One comment by Updike sums up my feelings about this book and
about Max Beerbohm in general. On the imprint of the first
English edition of _The Works of Max Beerbohm_ there appeared the
following:
London: John Lane, The Bodley Head,
New York: Charles Scribner's Sons.
Underneath in, in a presentation copy to Reginald Turner, Max
wrote:
This plain announcement, nicely read,
Iambically runs.
After remarking in awe on the perfect balance of "plain" and
"nicely," and on the need to pronounce "iambically" nicely in
order to make the thing (seven words, a throwaway not even meant
for publication) work, Updike added that if he'd been a high
priest of literature, he would've had these lines enclosed in an
amulet, and worn it around his neck for good luck. Bingo.

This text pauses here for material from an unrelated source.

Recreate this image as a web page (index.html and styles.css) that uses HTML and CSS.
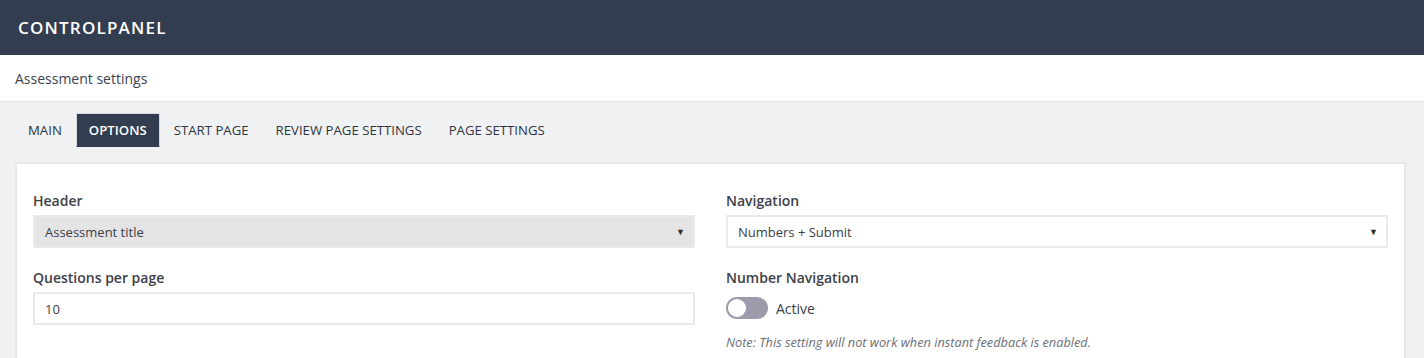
FILE: index.html
```html
<!DOCTYPE html>
<html lang="en">
<head>
  <meta charset="UTF-8" />
  <meta name="viewport" content="width=device-width, initial-scale=1" />
  <title>Controlpanel - Assessment settings</title>
  <link rel="stylesheet" href="styles.css">
</head>
<body>
  <header class="topbar">
    <span class="brand">CONTROLPANEL</span>
  </header>

  <div class="page-title">Assessment settings</div>

  <main class="content">
    <nav class="tabs">
      <a class="tab">MAIN</a>
      <a class="tab active">OPTIONS</a>
      <a class="tab">START PAGE</a>
      <a class="tab">REVIEW PAGE SETTINGS</a>
      <a class="tab">PAGE SETTINGS</a>
    </nav>

    <section class="card">
      <div class="col">
        <div class="field">
          <label>Header</label>
          <div class="select disabled">
            <span>Assessment title</span>
            <span class="caret">&#9660;</span>
          </div>
        </div>
        <div class="field">
          <label>Questions per page</label>
          <div class="input">10</div>
        </div>
      </div>

      <div class="col">
        <div class="field">
          <label>Navigation</label>
          <div class="select">
            <span>Numbers + Submit</span>
            <span class="caret">&#9660;</span>
          </div>
        </div>
        <div class="field">
          <label>Number Navigation</label>
          <div class="switch-row">
            <span class="switch"><span class="knob"></span></span>
            <span>Active</span>
          </div>
          <p class="note">Note: This setting will not work when instant feedback is enabled.</p>
        </div>
      </div>
    </section>
  </main>
</body>
</html>
```

FILE: styles.css
```css
body {
  margin: 0;
  font-family: 'Open Sans', 'Noto Sans', sans-serif;
  color: #3c3f47;
  background: #f0f1f3;
  overflow: hidden;
}
.topbar {
  height: 55px;
  background: #333d50;
  display: flex;
  align-items: center;
  padding: 0 18px;
}
.brand {
  color: #ffffff;
  font-size: 17px;
  font-weight: 600;
  letter-spacing: 1.2px;
}
.page-title {
  height: 46px;
  background: #ffffff;
  border-bottom: 1px solid #e4e5e8;
  padding: 0 15px;
  display: flex;
  align-items: center;
  font-size: 14px;
  color: #3c4150;
}
.content {
  padding: 11px 18px 0 15px;
}
.tabs {
  display: flex;
  gap: 1px;
  margin-bottom: 15px;
}
.tab {
  font-size: 13.2px;
  padding: 0 12px;
  height: 34px;
  box-sizing: border-box;
  display: flex;
  align-items: center;
  color: #2f3340;
  border: 1px solid transparent;
  cursor: pointer;
}
.tab.active {
  background: #333d50;
  color: #ffffff;
  font-weight: 600;
  border-color: #d8d9dd;
  border-bottom-color: transparent;
}
.card {
  background: #ffffff;
  border: 2px solid #e6e7eb;
  border-bottom: none;
  padding: 27px 16px 0 16px;
  display: grid;
  grid-template-columns: 1fr 1fr;
  column-gap: 31px;
  min-height: 200px;
}
.field {
  margin-bottom: 20px;
}
label {
  display: block;
  font-size: 14px;
  font-weight: 600;
  color: #3e4049;
  margin-bottom: 5px;
}
.select, .input {
  height: 33px;
  box-sizing: border-box;
  border: 2px solid #eaeaee;
  background: #ffffff;
  display: flex;
  align-items: center;
  justify-content: space-between;
  padding: 0 8px 0 10px;
  font-size: 13px;
  color: #3b3e47;
}
.select.disabled {
  background: #e4e4e4;
}
.caret {
  font-size: 9px;
  color: #2b2b2b;
}
.switch-row {
  display: flex;
  align-items: center;
  gap: 8px;
  font-size: 14px;
  color: #3b3e47;
  margin-top: 10px;
}
.switch {
  width: 42px;
  height: 22px;
  border-radius: 11px;
  background: #9c9bab;
  display: flex;
  align-items: center;
  padding: 0 2px;
  box-sizing: border-box;
}
.knob {
  width: 18px;
  height: 18px;
  border-radius: 50%;
  background: #ffffff;
}
.note {
  margin: 14px 0 0;
  font-size: 12.75px;
  font-style: italic;
  color: #6c6f78;
}
```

If I had to write a list of all the things of Max's I wish I'd
written, it would include practically everything, from _A
Christmas Garland_ to _Seven Men_ to _Zuleika Dobson_, and all
the rest. I would sell my soul to the devil to go back through
some gap in time to my freshman year in college, and present
Max's transcendant essay "A Clergyman" as my own to the professor
who taught me Boswell's Johnson, or to give this, from _Max in
Verse_, to the teacher of my Milton class:
Milton, my help, my prop, my stay,
My well of English undefiled,
It struck me suddenly today
You must have been an awful child.
I last read the Princess Bride. It was good, better than the movie...as hard as that is to believe
I just finished "Blue Highways" by William Least Heat Moon. If you're not familiar with it, it's about his trip across the United States travelling on "back" highways (as opposed to Interstates). I think it was written in the late seventies...it's really an interesting book. Now i've got to tackle his "Prairierth" (I think I misspelled that).